Without the pictures, extract every line from the start of the material to the line containing "Check, ChevronDown, RefreshCw", both ends included.

→ **Given records**:

※

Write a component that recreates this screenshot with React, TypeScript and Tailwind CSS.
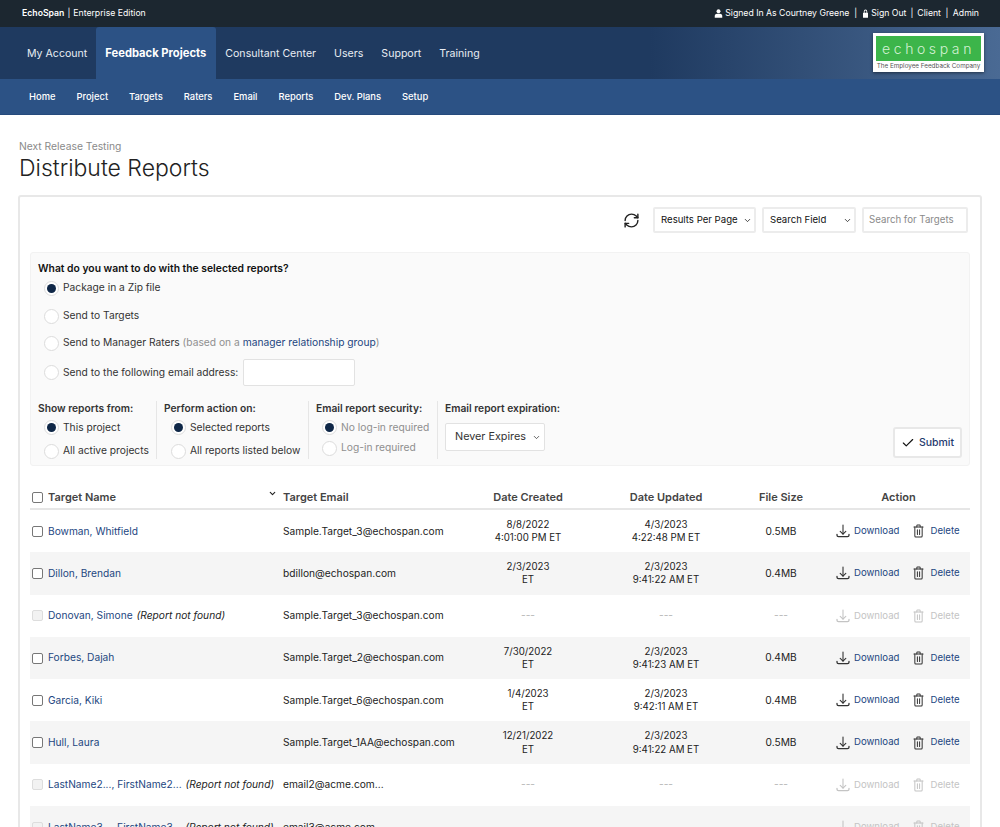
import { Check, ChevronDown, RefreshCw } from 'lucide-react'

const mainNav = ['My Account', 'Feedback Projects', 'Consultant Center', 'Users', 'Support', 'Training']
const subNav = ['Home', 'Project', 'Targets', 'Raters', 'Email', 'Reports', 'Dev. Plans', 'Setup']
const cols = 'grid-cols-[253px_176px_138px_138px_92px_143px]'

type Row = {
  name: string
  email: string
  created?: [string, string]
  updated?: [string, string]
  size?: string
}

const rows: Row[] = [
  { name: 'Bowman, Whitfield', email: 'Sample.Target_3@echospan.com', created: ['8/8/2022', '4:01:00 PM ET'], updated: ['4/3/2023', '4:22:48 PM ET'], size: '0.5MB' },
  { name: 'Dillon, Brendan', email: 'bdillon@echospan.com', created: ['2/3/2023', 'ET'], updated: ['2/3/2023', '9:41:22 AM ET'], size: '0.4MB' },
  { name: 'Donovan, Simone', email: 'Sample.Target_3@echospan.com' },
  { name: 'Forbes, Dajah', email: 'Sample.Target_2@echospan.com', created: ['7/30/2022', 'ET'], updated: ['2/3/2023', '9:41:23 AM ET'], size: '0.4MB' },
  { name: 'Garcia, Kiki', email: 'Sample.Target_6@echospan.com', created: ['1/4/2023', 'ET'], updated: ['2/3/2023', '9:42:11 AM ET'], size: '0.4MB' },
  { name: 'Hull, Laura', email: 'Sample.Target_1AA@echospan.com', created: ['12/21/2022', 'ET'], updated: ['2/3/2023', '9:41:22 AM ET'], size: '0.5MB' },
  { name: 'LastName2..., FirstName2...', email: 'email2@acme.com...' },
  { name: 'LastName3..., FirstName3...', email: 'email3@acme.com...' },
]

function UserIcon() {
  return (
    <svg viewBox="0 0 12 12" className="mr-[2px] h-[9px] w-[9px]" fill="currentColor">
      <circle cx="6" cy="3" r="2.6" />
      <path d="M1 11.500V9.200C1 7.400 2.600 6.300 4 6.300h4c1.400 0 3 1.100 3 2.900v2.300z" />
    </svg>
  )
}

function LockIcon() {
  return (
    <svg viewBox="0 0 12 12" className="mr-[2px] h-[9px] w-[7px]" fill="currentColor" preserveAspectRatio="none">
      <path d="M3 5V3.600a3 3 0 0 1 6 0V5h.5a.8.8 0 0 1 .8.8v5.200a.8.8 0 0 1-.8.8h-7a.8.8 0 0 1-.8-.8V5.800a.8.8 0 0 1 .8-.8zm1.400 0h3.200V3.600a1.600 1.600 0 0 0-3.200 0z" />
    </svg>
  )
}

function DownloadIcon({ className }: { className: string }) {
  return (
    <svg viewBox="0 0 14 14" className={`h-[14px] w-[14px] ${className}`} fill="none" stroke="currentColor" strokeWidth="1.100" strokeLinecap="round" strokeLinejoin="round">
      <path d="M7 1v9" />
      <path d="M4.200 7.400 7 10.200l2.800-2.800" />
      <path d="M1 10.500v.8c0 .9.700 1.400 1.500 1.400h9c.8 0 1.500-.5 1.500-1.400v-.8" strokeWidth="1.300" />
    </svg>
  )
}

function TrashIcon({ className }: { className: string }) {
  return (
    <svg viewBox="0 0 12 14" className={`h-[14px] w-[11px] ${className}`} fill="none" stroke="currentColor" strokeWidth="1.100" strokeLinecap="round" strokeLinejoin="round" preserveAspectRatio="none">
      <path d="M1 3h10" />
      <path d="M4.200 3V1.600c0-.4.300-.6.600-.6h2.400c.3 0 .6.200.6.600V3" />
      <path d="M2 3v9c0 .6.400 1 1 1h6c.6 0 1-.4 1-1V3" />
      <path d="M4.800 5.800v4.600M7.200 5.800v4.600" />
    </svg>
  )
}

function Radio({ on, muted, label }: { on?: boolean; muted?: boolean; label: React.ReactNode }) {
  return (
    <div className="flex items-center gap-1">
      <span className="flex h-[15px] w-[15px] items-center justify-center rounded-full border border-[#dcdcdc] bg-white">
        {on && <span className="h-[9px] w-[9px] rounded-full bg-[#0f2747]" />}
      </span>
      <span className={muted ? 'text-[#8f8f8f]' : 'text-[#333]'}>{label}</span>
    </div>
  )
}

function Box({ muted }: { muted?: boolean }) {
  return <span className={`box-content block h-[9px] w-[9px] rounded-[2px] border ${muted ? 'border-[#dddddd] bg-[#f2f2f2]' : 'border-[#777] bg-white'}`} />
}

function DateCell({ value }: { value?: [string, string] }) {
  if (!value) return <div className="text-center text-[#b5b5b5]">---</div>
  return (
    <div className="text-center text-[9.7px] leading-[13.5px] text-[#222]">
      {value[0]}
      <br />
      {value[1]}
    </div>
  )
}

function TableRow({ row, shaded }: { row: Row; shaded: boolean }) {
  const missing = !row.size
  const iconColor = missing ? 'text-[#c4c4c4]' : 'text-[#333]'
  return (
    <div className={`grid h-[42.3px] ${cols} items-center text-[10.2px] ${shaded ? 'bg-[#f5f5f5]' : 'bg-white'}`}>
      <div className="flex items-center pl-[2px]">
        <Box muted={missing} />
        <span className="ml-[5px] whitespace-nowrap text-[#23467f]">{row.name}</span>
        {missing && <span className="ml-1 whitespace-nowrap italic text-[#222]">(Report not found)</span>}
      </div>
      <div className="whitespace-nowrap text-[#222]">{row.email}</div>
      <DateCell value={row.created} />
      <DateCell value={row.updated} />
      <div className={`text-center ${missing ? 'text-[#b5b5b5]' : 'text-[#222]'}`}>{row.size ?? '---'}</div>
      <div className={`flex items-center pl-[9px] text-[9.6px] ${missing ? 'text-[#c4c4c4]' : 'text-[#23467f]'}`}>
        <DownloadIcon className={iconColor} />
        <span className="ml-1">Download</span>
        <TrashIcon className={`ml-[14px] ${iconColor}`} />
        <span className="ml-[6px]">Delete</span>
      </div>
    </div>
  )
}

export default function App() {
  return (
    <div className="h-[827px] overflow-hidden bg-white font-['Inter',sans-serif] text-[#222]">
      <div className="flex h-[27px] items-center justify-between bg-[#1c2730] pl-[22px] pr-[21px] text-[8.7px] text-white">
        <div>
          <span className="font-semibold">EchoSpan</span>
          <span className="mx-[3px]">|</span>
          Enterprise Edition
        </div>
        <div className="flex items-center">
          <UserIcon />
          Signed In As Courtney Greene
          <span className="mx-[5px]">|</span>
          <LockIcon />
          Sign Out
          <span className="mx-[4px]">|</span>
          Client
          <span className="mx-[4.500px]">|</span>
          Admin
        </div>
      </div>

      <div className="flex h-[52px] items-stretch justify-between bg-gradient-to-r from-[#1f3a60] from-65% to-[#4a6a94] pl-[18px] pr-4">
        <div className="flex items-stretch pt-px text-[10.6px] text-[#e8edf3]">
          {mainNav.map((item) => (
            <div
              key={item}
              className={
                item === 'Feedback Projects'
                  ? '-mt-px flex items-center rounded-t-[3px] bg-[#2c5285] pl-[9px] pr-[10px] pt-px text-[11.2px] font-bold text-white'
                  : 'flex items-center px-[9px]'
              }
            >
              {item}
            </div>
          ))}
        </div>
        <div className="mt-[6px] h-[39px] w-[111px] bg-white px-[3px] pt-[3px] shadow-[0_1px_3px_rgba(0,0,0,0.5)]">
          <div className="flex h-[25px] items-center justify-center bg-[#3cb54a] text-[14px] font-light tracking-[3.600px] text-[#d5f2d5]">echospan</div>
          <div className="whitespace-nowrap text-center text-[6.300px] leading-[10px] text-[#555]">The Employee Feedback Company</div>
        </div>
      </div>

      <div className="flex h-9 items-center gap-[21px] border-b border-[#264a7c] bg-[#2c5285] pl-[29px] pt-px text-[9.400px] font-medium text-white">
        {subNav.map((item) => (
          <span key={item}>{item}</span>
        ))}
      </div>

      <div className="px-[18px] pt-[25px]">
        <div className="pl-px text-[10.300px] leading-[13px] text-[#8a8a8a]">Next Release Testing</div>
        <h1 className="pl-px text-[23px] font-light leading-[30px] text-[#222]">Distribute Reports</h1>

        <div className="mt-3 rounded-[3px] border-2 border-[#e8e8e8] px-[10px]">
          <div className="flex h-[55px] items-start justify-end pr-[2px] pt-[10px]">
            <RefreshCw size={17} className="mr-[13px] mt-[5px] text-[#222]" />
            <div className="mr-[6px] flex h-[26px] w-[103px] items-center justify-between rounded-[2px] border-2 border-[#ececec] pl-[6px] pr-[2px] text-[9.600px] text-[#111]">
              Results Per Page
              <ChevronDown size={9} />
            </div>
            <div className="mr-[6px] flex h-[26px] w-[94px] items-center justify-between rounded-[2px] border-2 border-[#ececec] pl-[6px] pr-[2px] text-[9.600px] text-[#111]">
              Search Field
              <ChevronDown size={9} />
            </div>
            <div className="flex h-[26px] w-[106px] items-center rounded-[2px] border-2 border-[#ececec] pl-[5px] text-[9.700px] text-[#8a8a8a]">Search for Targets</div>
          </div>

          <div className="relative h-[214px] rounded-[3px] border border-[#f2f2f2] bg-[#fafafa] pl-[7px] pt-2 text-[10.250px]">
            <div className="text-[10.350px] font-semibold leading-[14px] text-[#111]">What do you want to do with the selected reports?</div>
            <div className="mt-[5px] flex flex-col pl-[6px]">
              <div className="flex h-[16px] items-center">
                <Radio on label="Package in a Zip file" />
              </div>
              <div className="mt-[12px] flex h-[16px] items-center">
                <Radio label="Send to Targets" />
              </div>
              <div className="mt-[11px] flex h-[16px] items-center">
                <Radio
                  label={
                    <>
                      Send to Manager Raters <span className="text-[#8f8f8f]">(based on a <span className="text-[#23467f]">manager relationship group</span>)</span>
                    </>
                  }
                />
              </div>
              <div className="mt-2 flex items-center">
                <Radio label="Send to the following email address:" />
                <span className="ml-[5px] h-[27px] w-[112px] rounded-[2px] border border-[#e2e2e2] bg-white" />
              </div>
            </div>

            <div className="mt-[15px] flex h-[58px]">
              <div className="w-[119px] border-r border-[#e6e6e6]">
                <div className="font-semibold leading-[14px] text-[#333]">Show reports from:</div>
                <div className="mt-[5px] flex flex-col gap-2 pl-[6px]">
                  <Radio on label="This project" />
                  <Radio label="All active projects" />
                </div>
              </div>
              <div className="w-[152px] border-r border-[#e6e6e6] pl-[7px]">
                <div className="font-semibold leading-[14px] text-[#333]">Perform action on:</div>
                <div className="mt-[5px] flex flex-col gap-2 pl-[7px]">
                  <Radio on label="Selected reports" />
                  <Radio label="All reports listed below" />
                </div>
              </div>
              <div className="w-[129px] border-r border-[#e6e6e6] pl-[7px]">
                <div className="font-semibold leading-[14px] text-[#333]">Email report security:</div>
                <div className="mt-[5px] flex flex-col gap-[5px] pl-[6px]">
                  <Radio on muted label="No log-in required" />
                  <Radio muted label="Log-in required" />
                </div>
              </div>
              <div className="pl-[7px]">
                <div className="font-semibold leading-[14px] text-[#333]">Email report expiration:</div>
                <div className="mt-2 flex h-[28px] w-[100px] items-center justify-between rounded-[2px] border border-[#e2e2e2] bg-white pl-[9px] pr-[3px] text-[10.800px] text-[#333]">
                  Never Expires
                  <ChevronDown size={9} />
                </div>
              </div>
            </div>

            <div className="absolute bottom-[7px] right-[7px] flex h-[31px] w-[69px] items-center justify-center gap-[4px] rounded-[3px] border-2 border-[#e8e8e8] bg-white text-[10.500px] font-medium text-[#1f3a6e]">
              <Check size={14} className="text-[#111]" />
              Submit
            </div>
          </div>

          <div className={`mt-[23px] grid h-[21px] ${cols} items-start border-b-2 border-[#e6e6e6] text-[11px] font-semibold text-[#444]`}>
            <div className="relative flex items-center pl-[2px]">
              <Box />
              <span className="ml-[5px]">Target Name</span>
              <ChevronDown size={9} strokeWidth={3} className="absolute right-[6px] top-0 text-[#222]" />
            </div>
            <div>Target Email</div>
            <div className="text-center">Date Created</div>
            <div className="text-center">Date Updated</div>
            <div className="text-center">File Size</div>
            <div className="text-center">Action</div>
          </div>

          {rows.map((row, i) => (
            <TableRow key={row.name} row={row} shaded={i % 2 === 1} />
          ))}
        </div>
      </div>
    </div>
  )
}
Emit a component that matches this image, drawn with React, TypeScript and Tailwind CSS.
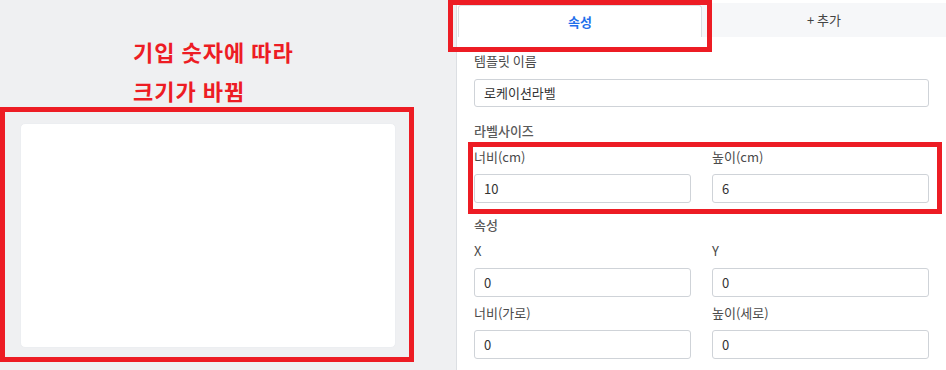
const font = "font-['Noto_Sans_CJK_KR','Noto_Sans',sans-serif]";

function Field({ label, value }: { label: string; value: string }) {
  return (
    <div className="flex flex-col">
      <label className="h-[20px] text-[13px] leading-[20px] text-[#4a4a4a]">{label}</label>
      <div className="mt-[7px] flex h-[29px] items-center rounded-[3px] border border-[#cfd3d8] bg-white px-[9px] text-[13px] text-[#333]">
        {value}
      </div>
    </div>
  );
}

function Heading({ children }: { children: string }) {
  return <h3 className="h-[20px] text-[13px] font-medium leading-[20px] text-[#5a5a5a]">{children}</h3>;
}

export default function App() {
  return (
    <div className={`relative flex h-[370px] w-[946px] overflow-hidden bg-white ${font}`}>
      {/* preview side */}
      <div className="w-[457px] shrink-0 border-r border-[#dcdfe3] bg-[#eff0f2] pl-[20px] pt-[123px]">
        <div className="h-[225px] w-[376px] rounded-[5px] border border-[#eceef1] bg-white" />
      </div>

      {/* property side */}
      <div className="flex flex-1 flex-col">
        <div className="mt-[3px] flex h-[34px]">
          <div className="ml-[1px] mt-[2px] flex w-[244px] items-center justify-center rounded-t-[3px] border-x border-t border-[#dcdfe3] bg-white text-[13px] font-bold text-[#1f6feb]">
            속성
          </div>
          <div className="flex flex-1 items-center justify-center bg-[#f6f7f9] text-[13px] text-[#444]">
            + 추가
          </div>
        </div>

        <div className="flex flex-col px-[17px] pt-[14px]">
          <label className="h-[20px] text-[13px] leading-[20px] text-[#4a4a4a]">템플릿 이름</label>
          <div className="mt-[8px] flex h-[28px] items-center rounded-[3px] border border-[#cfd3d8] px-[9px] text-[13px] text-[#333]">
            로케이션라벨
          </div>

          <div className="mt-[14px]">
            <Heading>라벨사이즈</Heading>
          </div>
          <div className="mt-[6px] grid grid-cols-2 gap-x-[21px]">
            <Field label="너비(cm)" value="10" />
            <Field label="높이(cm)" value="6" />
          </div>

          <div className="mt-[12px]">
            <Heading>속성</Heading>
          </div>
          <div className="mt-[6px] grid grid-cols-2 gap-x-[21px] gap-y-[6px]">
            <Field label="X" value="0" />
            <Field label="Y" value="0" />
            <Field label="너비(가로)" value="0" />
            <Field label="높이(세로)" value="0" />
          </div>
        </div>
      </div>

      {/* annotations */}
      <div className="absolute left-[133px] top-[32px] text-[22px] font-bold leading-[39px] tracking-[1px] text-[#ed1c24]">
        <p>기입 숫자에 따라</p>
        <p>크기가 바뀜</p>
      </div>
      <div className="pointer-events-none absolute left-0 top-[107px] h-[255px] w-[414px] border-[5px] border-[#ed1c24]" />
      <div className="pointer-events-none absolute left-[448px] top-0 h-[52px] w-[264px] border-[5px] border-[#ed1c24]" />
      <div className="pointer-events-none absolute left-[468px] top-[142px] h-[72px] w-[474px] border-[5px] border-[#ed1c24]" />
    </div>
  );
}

※

→ **Full solution**:
Write a component that recreates this screenshot with React, TypeScript and Tailwind CSS.
import { Check, ChevronDown, RefreshCw } from 'lucide-react'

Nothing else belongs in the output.